WHAT YOU WILL DO. State the number of lines with the string "styled" in them, and nothing else.
Start of LISTED RECORDS
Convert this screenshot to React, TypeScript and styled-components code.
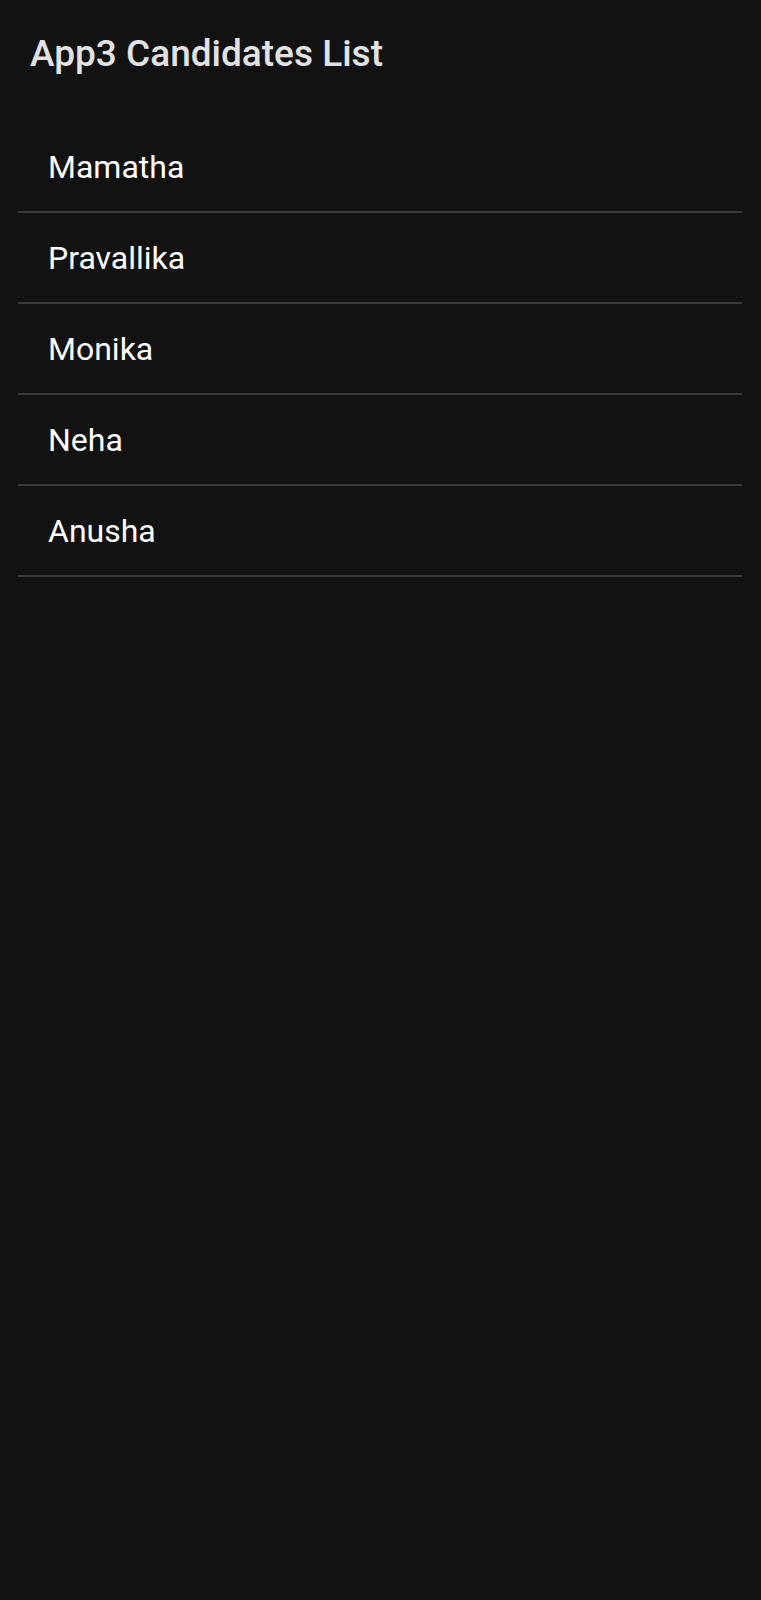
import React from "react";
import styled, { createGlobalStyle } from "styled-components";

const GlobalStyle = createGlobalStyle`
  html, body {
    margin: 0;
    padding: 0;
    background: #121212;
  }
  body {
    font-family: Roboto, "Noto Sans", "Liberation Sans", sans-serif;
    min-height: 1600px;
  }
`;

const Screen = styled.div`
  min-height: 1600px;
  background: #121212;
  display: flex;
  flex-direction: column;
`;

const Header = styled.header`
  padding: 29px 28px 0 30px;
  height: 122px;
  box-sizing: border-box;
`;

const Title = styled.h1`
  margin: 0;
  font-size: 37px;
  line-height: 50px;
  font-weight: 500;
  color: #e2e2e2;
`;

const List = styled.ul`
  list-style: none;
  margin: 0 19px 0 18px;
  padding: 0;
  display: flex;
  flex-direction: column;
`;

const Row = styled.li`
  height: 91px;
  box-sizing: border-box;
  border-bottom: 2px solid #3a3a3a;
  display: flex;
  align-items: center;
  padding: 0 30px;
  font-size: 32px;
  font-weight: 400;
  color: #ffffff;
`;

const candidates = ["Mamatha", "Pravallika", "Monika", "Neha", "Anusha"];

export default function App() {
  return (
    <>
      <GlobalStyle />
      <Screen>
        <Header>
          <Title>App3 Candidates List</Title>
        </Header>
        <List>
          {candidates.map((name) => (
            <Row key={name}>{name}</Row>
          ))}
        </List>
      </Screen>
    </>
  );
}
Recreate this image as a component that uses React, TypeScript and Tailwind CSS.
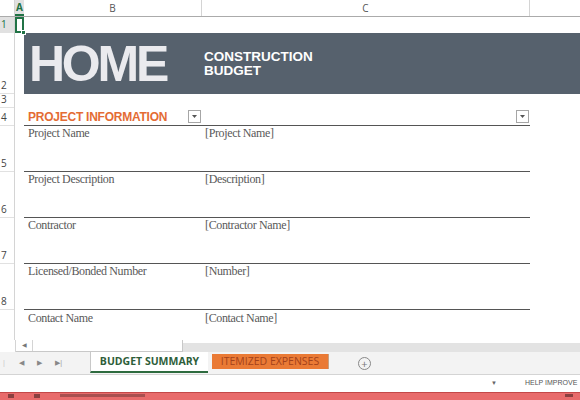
End of LISTED RECORDS
RESPONSE. 7